All of the lines below are to be printed again exactly; images are excluded from the output.

* * * *

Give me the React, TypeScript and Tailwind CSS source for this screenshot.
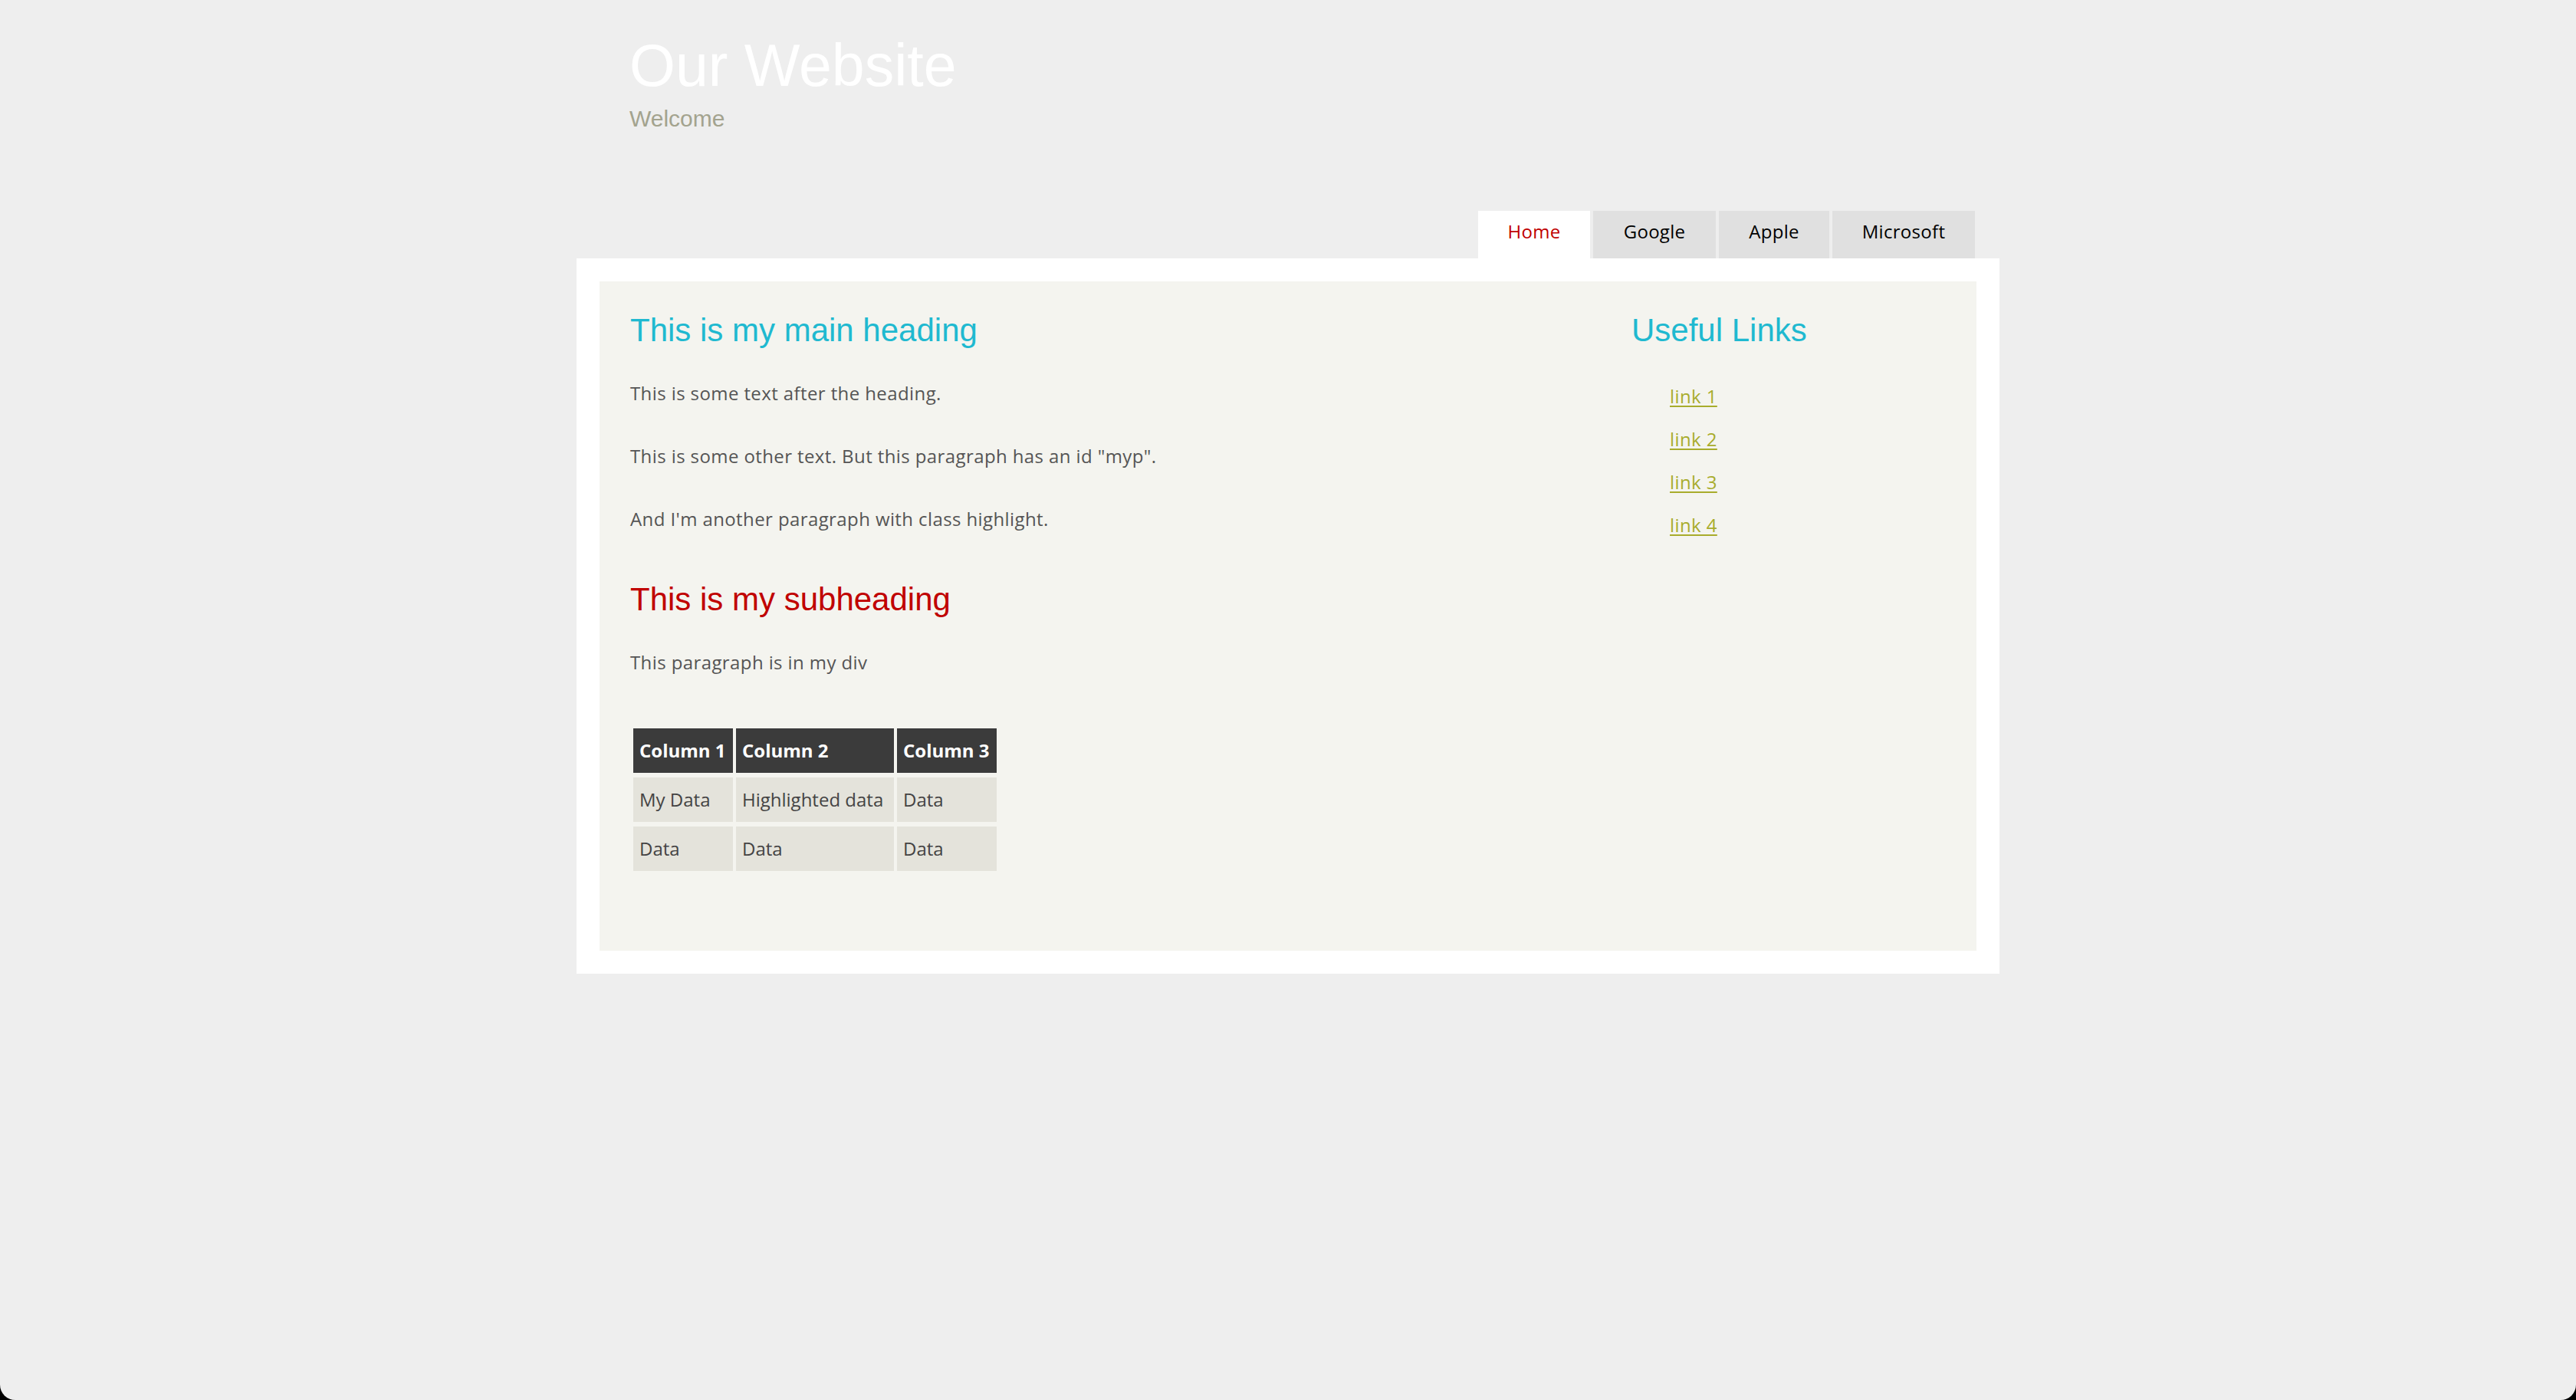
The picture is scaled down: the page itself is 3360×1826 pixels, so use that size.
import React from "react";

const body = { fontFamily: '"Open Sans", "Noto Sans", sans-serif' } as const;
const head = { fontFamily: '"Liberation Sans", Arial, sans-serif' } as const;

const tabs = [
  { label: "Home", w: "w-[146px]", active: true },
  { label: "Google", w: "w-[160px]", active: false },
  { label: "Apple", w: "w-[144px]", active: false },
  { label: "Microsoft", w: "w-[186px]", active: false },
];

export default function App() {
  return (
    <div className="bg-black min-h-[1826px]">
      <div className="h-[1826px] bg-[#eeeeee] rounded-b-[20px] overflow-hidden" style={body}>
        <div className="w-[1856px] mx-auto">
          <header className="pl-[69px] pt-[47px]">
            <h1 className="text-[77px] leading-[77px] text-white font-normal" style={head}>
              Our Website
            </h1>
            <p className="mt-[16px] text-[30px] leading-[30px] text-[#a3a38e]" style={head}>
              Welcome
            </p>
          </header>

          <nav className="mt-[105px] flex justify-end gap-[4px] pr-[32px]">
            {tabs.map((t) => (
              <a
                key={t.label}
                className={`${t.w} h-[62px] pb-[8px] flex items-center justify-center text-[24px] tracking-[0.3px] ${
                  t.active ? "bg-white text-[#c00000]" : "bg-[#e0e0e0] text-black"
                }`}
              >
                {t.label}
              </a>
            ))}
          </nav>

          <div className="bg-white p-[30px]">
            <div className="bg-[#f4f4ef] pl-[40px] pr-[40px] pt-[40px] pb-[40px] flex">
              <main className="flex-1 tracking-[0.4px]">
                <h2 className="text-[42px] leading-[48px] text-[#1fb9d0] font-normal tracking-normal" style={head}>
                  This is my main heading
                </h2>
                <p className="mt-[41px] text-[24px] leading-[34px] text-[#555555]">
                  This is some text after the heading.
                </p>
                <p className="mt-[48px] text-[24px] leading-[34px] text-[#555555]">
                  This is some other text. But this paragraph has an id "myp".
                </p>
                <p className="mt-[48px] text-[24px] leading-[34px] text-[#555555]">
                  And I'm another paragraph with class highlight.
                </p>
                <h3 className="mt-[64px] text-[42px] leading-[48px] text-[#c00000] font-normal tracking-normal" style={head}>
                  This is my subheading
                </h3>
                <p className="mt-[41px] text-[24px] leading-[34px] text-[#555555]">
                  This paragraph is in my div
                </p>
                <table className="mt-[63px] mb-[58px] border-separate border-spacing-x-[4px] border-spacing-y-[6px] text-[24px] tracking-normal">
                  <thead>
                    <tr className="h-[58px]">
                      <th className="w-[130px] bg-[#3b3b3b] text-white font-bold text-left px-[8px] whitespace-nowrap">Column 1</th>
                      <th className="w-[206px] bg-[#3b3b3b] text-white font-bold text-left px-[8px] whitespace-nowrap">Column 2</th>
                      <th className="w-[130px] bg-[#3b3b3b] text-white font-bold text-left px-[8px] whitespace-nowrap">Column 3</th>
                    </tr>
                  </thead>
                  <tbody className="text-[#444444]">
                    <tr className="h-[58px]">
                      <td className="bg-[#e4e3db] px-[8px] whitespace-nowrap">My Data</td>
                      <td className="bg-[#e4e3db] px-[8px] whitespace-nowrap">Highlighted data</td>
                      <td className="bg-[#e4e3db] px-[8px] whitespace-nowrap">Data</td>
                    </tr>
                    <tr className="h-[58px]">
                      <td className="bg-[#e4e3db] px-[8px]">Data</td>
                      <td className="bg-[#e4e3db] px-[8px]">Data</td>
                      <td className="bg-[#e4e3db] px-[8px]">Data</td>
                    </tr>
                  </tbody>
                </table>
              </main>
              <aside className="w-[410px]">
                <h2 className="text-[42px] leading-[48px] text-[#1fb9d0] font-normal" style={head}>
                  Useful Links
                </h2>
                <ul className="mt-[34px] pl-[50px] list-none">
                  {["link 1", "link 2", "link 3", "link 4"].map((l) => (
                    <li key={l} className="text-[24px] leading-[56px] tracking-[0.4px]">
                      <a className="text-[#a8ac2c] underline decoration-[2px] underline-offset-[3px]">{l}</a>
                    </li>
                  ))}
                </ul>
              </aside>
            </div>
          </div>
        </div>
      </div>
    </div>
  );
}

* * * *

#### [TASK SOLUTION]
Give me the React, TypeScript and Tailwind CSS source for this screenshot.
The picture is scaled down: the page itself is 3360×1826 pixels, so use that size.
import React from "react";

const body = { fontFamily: '"Open Sans", "Noto Sans", sans-serif' } as const;
const head = { fontFamily: '"Liberation Sans", Arial, sans-serif' } as const;

const tabs = [
  { label: "Home", w: "w-[146px]", active: true },
  { label: "Google", w: "w-[160px]", active: false },
  { label: "Apple", w: "w-[144px]", active: false },
  { label: "Microsoft", w: "w-[186px]", active: false },
];

export default function App() {
  return (
    <div className="bg-black min-h-[1826px]">
      <div className="h-[1826px] bg-[#eeeeee] rounded-b-[20px] overflow-hidden" style={body}>
        <div className="w-[1856px] mx-auto">
          <header className="pl-[69px] pt-[47px]">
            <h1 className="text-[77px] leading-[77px] text-white font-normal" style={head}>
              Our Website
            </h1>
            <p className="mt-[16px] text-[30px] leading-[30px] text-[#a3a38e]" style={head}>
              Welcome
            </p>
          </header>

          <nav className="mt-[105px] flex justify-end gap-[4px] pr-[32px]">
            {tabs.map((t) => (
              <a
                key={t.label}
                className={`${t.w} h-[62px] pb-[8px] flex items-center justify-center text-[24px] tracking-[0.3px] ${
                  t.active ? "bg-white text-[#c00000]" : "bg-[#e0e0e0] text-black"
                }`}
              >
                {t.label}
              </a>
            ))}
          </nav>

          <div className="bg-white p-[30px]">
            <div className="bg-[#f4f4ef] pl-[40px] pr-[40px] pt-[40px] pb-[40px] flex">
              <main className="flex-1 tracking-[0.4px]">
                <h2 className="text-[42px] leading-[48px] text-[#1fb9d0] font-normal tracking-normal" style={head}>
                  This is my main heading
                </h2>
                <p className="mt-[41px] text-[24px] leading-[34px] text-[#555555]">
                  This is some text after the heading.
                </p>
                <p className="mt-[48px] text-[24px] leading-[34px] text-[#555555]">
                  This is some other text. But this paragraph has an id "myp".
                </p>
                <p className="mt-[48px] text-[24px] leading-[34px] text-[#555555]">
                  And I'm another paragraph with class highlight.
                </p>
                <h3 className="mt-[64px] text-[42px] leading-[48px] text-[#c00000] font-normal tracking-normal" style={head}>
                  This is my subheading
                </h3>
                <p className="mt-[41px] text-[24px] leading-[34px] text-[#555555]">
                  This paragraph is in my div
                </p>
                <table className="mt-[63px] mb-[58px] border-separate border-spacing-x-[4px] border-spacing-y-[6px] text-[24px] tracking-normal">
                  <thead>
                    <tr className="h-[58px]">
                      <th className="w-[130px] bg-[#3b3b3b] text-white font-bold text-left px-[8px] whitespace-nowrap">Column 1</th>
                      <th className="w-[206px] bg-[#3b3b3b] text-white font-bold text-left px-[8px] whitespace-nowrap">Column 2</th>
                      <th className="w-[130px] bg-[#3b3b3b] text-white font-bold text-left px-[8px] whitespace-nowrap">Column 3</th>
                    </tr>
                  </thead>
                  <tbody className="text-[#444444]">
                    <tr className="h-[58px]">
                      <td className="bg-[#e4e3db] px-[8px] whitespace-nowrap">My Data</td>
                      <td className="bg-[#e4e3db] px-[8px] whitespace-nowrap">Highlighted data</td>
                      <td className="bg-[#e4e3db] px-[8px] whitespace-nowrap">Data</td>
                    </tr>
                    <tr className="h-[58px]">
                      <td className="bg-[#e4e3db] px-[8px]">Data</td>
                      <td className="bg-[#e4e3db] px-[8px]">Data</td>
                      <td className="bg-[#e4e3db] px-[8px]">Data</td>
                    </tr>
                  </tbody>
                </table>
              </main>
              <aside className="w-[410px]">
                <h2 className="text-[42px] leading-[48px] text-[#1fb9d0] font-normal" style={head}>
                  Useful Links
                </h2>
                <ul className="mt-[34px] pl-[50px] list-none">
                  {["link 1", "link 2", "link 3", "link 4"].map((l) => (
                    <li key={l} className="text-[24px] leading-[56px] tracking-[0.4px]">
                      <a className="text-[#a8ac2c] underline decoration-[2px] underline-offset-[3px]">{l}</a>
                    </li>
                  ))}
                </ul>
              </aside>
            </div>
          </div>
        </div>
      </div>
    </div>
  );
}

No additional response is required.